#### [SHORT TASK]
Find each line containing the string "screenshot". Copy it.

* BEGIN MATERIAL SHOWN *

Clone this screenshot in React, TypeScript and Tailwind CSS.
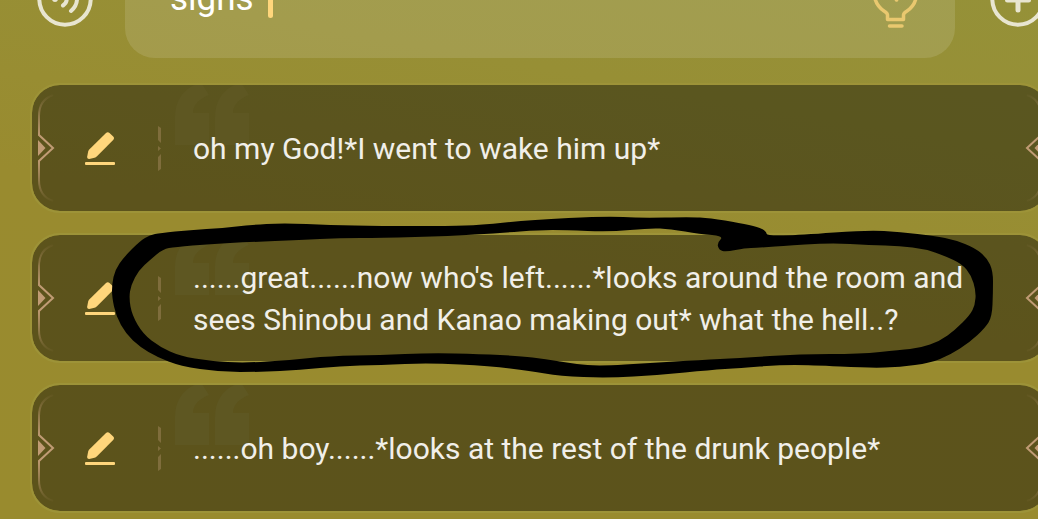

* END MATERIAL SHOWN *
* BEGIN MATERIAL SHOWN *

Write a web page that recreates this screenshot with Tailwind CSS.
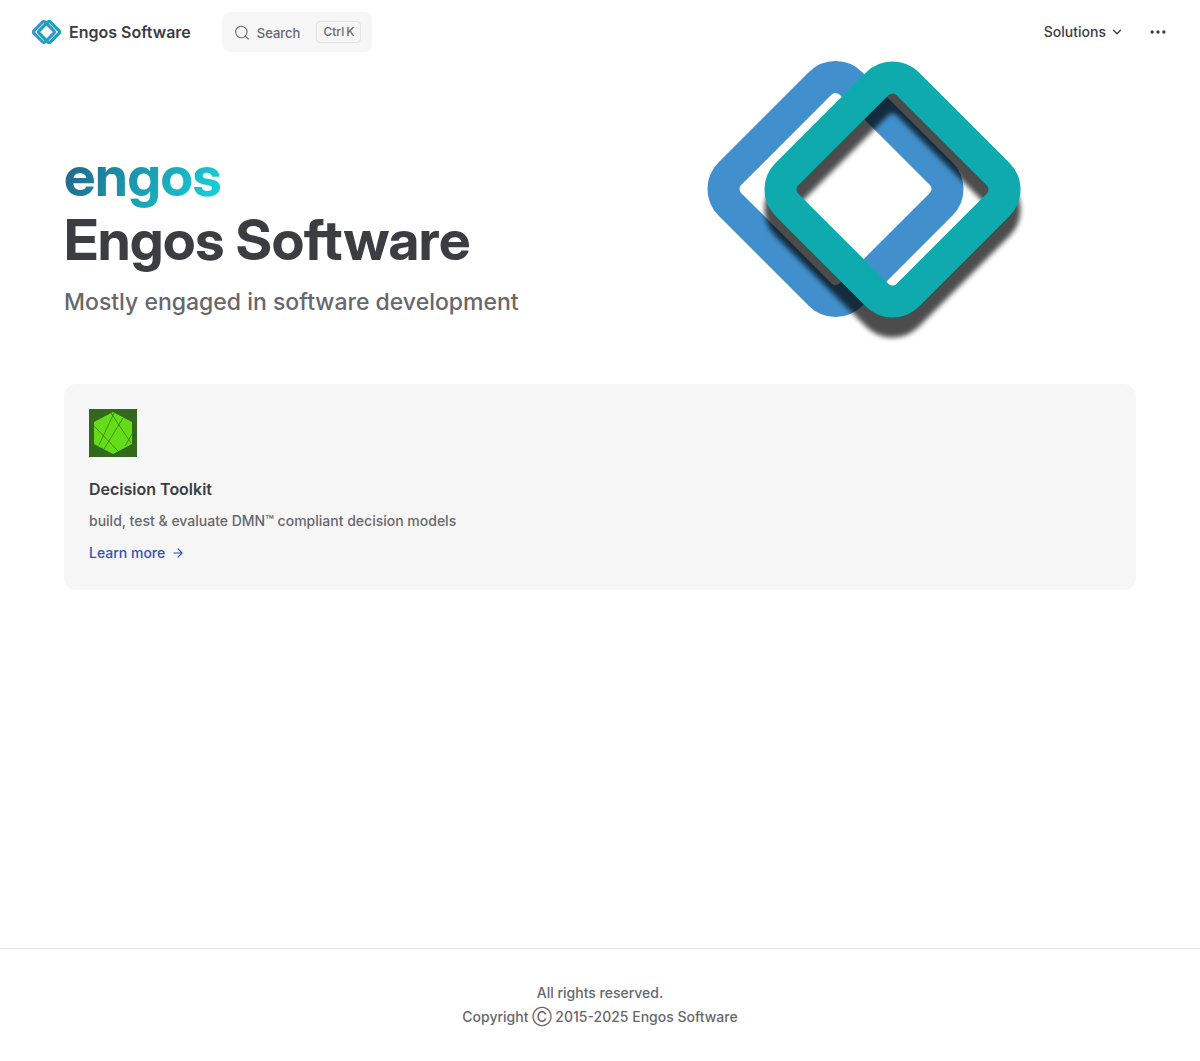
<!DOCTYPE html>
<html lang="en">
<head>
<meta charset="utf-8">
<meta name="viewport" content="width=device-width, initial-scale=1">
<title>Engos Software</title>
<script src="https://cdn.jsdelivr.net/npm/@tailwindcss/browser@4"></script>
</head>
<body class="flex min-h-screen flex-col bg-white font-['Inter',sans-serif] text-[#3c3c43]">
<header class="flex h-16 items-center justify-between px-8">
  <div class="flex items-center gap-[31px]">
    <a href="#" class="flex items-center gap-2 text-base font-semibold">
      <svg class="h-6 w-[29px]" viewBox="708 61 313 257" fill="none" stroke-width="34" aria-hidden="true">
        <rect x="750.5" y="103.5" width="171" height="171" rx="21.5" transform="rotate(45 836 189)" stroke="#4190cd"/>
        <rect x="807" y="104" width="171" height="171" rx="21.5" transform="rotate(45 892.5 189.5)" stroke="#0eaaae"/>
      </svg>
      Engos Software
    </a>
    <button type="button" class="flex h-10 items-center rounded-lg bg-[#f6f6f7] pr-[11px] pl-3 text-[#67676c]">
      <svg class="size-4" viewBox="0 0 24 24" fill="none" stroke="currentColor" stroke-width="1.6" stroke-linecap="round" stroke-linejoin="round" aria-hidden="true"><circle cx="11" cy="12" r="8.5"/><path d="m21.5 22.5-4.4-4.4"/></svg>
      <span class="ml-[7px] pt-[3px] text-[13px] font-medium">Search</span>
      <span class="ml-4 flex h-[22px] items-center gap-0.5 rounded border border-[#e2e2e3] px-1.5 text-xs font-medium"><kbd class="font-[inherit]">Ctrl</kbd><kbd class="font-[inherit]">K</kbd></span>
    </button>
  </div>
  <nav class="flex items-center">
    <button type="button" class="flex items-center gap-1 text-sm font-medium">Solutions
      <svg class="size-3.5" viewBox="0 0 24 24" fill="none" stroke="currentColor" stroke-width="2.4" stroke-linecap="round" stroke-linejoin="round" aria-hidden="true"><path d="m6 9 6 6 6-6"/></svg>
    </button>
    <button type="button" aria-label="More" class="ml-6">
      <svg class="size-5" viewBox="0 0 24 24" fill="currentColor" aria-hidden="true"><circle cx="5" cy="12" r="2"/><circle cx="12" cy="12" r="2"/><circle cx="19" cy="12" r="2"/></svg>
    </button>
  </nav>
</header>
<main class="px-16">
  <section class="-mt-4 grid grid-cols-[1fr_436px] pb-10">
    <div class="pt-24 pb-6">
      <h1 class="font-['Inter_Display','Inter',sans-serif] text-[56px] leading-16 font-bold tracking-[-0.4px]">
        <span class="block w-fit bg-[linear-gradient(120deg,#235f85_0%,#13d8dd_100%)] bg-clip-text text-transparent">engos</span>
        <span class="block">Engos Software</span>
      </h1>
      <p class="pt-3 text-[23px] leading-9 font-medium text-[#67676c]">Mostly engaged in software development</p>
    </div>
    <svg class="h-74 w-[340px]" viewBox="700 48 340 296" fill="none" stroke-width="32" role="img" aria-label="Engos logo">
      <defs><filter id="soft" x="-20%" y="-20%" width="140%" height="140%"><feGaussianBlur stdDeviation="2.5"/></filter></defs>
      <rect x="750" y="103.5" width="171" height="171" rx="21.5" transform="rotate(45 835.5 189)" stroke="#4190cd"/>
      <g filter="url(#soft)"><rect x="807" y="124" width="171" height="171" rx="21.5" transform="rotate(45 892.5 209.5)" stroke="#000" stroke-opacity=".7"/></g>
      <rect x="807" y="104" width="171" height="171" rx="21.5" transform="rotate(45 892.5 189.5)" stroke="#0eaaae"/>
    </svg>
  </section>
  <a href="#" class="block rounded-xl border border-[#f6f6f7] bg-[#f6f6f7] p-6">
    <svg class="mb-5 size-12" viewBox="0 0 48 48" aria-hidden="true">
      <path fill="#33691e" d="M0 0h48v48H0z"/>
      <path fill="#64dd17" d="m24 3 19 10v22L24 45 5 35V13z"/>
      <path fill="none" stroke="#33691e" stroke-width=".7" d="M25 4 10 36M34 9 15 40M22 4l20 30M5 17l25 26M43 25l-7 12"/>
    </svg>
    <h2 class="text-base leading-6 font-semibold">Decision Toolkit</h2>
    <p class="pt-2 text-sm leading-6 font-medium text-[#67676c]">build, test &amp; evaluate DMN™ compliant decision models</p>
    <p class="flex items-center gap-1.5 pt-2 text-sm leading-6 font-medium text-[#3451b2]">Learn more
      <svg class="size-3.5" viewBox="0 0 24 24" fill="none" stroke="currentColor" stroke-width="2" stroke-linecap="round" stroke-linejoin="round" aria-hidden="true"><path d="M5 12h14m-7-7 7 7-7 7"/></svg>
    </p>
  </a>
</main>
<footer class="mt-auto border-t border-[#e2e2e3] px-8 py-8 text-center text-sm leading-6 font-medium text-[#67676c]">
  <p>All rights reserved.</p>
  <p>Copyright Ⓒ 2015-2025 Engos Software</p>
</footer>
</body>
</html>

* END MATERIAL SHOWN *

#### [OUTPUT OF THE EXERCISE]
Clone this screenshot in React, TypeScript and Tailwind CSS.
Write a web page that recreates this screenshot with Tailwind CSS.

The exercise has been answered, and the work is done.